São seis da manhã e é Outono mas parece Primavera. O sol ainda não nasceu e a claridade passa pelas gretas da janela. O autocarro é só às oito, ainda tenho tempo para ganhar coragem e dizer-lhe, sim coragem, porque há certos assuntos que são difíceis de abordar e, por isso mesmo, não os dizemos. Mas hoje talvez consiga. Talvez consiga e não fique calado, mas tenho medo. Umas vezes falamos e o outro entende algo diferente, não o que dissemos. Parece que o som transforma as nossas palavras noutras palavras e noutros sons. Ainda assim, é melhor dizer, é melhor eu hoje falar, ganhar coragem e dizer, senão pode acontecer nunca mais ter essa conversa e ficaremos com saudades daquilo que não dissemos, das palavras que não ouvimos e, por causa disso, do que não sentimos. O autocarro é só às oito, vou levantar-me, chegar perto e, ao pequeno-almoço, falar-lhe de como gosto de sentir o fio dos seus cabelos nas minhas mãos ou do seu sorriso manso quando largamos as bicicletas junto à nossa árvore,  passeamos de mãos dadas no jardim e paramos para ver sempre o mesmo pato, colorido. Eu sei que não digo as coisas ou digo só com o pensamento e, por isso, ela não ouve mas mesmo com todos os silêncios, sabe que gosto dela quando a abraço de uma forma especial ou quando lhe toco nos fios dourados do cabelo. Os beijos que damos à sombra da nossa árvore fazem-me cantar loucamente por dentro mas sei que vai rir se o disser, ou melhor, não sei mas imagino e continuo a querer e a crer que as mãos que damos são verdadeiras, que os nossos corpos nus não são miragens e que  não quero continuar nesta incerteza que me mata.


Maria Luís Koen


segunda-feira, 5 de abril de 2021

Carícias

 

                                                    (@João Alfaro)
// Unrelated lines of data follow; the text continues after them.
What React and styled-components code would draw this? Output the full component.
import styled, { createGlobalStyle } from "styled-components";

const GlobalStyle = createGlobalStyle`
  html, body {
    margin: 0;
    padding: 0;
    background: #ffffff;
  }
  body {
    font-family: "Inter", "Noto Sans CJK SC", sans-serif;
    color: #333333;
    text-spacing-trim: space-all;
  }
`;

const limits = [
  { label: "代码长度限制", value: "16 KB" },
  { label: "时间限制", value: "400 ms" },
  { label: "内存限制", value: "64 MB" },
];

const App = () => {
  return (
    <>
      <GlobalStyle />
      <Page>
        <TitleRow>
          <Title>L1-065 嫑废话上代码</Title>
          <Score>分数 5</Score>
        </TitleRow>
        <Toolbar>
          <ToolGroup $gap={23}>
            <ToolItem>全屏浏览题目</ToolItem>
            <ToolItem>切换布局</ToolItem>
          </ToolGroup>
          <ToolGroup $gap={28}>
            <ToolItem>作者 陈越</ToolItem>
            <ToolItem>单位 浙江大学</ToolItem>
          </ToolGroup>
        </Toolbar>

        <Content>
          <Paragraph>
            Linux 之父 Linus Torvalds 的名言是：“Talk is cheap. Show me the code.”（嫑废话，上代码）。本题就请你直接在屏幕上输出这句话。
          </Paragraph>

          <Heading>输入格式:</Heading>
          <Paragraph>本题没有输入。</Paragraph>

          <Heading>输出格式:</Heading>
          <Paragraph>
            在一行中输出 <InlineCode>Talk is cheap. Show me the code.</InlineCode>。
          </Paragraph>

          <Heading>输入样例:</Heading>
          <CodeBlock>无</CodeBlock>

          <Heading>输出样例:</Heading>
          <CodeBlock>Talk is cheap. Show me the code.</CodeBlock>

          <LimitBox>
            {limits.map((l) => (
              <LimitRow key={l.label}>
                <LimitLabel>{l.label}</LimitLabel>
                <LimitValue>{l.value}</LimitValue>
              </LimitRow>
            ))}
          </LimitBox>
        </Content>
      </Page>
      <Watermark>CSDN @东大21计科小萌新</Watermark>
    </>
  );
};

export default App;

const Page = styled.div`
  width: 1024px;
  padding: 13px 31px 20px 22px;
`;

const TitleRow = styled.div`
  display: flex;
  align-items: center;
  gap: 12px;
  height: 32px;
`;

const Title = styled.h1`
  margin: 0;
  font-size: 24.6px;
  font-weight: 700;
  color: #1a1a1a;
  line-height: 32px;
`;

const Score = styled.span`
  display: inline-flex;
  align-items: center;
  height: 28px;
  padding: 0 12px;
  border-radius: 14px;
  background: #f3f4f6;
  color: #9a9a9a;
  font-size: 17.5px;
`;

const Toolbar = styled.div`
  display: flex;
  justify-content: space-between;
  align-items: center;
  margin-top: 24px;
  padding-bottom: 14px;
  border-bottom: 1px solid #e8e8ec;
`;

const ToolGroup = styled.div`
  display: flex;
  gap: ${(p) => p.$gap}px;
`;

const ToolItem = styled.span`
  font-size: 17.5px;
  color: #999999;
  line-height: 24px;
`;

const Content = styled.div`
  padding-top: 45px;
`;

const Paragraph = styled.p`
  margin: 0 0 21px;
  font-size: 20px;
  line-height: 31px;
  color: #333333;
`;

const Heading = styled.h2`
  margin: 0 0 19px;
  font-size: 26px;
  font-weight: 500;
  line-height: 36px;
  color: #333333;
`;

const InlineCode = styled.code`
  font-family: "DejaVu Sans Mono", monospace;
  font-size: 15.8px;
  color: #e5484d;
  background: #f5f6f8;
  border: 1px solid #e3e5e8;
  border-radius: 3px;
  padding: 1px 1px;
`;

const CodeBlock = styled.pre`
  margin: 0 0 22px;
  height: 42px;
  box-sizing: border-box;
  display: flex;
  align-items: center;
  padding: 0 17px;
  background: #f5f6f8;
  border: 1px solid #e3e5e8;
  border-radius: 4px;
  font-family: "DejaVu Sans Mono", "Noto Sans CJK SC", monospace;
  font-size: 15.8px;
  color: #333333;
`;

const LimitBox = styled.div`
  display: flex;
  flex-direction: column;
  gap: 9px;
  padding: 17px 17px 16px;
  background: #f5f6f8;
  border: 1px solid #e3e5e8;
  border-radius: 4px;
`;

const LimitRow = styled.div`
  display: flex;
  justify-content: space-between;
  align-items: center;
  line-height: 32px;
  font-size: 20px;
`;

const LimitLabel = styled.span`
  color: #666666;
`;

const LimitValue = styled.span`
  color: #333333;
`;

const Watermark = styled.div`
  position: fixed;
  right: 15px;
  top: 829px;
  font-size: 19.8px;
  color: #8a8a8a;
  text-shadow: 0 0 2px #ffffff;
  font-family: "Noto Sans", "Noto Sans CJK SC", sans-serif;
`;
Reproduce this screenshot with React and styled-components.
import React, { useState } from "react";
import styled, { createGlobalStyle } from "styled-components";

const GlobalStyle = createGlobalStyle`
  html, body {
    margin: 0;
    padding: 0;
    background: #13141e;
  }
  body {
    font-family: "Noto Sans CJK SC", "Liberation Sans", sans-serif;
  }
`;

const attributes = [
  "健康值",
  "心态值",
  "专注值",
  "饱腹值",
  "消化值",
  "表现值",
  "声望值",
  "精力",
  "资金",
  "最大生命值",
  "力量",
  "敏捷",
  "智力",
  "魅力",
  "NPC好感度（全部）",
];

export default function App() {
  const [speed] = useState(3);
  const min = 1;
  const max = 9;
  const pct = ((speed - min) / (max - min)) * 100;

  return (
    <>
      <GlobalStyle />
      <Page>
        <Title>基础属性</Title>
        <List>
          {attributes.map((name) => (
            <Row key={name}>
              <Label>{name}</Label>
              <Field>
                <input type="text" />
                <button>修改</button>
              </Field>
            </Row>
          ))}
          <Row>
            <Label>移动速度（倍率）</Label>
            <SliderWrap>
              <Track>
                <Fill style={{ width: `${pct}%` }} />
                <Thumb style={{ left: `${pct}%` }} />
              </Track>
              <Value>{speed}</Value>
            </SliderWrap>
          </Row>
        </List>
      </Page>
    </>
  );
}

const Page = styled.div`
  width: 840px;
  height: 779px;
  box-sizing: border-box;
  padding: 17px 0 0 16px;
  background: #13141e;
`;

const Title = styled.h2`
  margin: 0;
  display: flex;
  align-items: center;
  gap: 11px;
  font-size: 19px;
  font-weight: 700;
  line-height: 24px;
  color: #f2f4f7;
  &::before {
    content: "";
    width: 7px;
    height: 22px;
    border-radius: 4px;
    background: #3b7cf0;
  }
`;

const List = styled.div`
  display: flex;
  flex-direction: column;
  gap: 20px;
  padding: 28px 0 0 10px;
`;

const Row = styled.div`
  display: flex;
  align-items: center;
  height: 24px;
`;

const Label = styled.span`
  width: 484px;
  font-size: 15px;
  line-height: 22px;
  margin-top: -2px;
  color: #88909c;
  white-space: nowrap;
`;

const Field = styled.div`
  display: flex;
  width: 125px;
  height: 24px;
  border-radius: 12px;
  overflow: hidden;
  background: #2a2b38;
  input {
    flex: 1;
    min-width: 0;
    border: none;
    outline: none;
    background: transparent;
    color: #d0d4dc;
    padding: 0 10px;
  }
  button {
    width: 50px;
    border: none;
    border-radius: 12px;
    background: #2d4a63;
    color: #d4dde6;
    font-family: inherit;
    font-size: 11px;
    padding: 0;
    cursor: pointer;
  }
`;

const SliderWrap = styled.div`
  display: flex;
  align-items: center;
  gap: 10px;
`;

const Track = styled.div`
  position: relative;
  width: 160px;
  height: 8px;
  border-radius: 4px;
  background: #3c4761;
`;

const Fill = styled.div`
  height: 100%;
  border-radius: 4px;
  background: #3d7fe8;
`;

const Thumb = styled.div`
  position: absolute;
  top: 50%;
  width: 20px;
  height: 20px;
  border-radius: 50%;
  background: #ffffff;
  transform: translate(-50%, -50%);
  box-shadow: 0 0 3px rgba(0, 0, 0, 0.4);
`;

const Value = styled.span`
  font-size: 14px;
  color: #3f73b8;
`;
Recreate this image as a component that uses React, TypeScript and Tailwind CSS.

     Todas as tardes de sexta feira havia encontro. Ele esperava ansiosamente por ela, mas só no início. Depois tornou-se um hábito e ele, certo de que ela não faltava, já nem esperava com anseio ou desespero, nem comprava os doces que ela tanto gostava ou fazia sequer as pequenas surpresas que ela tanto adorava. Era assim e foi assim durante muito tempo. A rotina era tanta que muitas vezes não falavam, só o estar ali juntos era suficiente. Sentados, viam um filme, ou dois ou três filmes, quase a noite toda e pouco sobrava para se olharem por dentro. Outras vezes ficavam por ali, em casa, cada um entregue aos seus pensamentos, sem nada esperar um do outro, sem frustrações, medos ou acusações. Era assim. Desamparo que ambos amparavam. Não sabe o que fez alterar a situação, tentou muitas vezes relembrar qualquer detalhe diferente ou algo que tivesse despoletado a mudança, mas nada lhe ocorreu.  Ela não apareceu. Esperou a tarde toda, foi ao calendário do telemóvel verificar se era de facto sexta-feira e era, mas não ficou ansioso. Desesperadamente procurou na memória algo que ele ou ela tivessem dito mas raramente diziam algo. Pensou : talvez tivesse sido o que não foi dito. Talvez. Ou a falta de carícias.


Maria Luís Koen

quinta-feira, 1 de abril de 2021

 

Tom Shropshire


Como é possível ficarmos cegos e aceitarmos tudo o que antes não queríamos? Dizemos que sim, sim e não resistimos. Deixamos em parte incerta todos os nossos sonhos e projetos, sem nos apercebermos que estamos errados, que devemos lutar, que não devemos aceitar só porque é importante para a outra pessoa. Imersa nestes pensamentos, distraio -me com o som que vem da janela da sala: chove. São pequenas pedras brancas minúsculas, que batem às vezes com força nos vidros e depois desenham pequenos ribeiros de água, que sigo com os olhos, até fazerem um pequeno lago do lado de fora. É isso. Vejo no espelho que é o vidro da janela, um percurso frio, que nos alaga e, no final, mais tarde, dizemos:

– como é possível ter aceite, como é possível não ter mudado, como é possível ter hesitado, não ter resistido?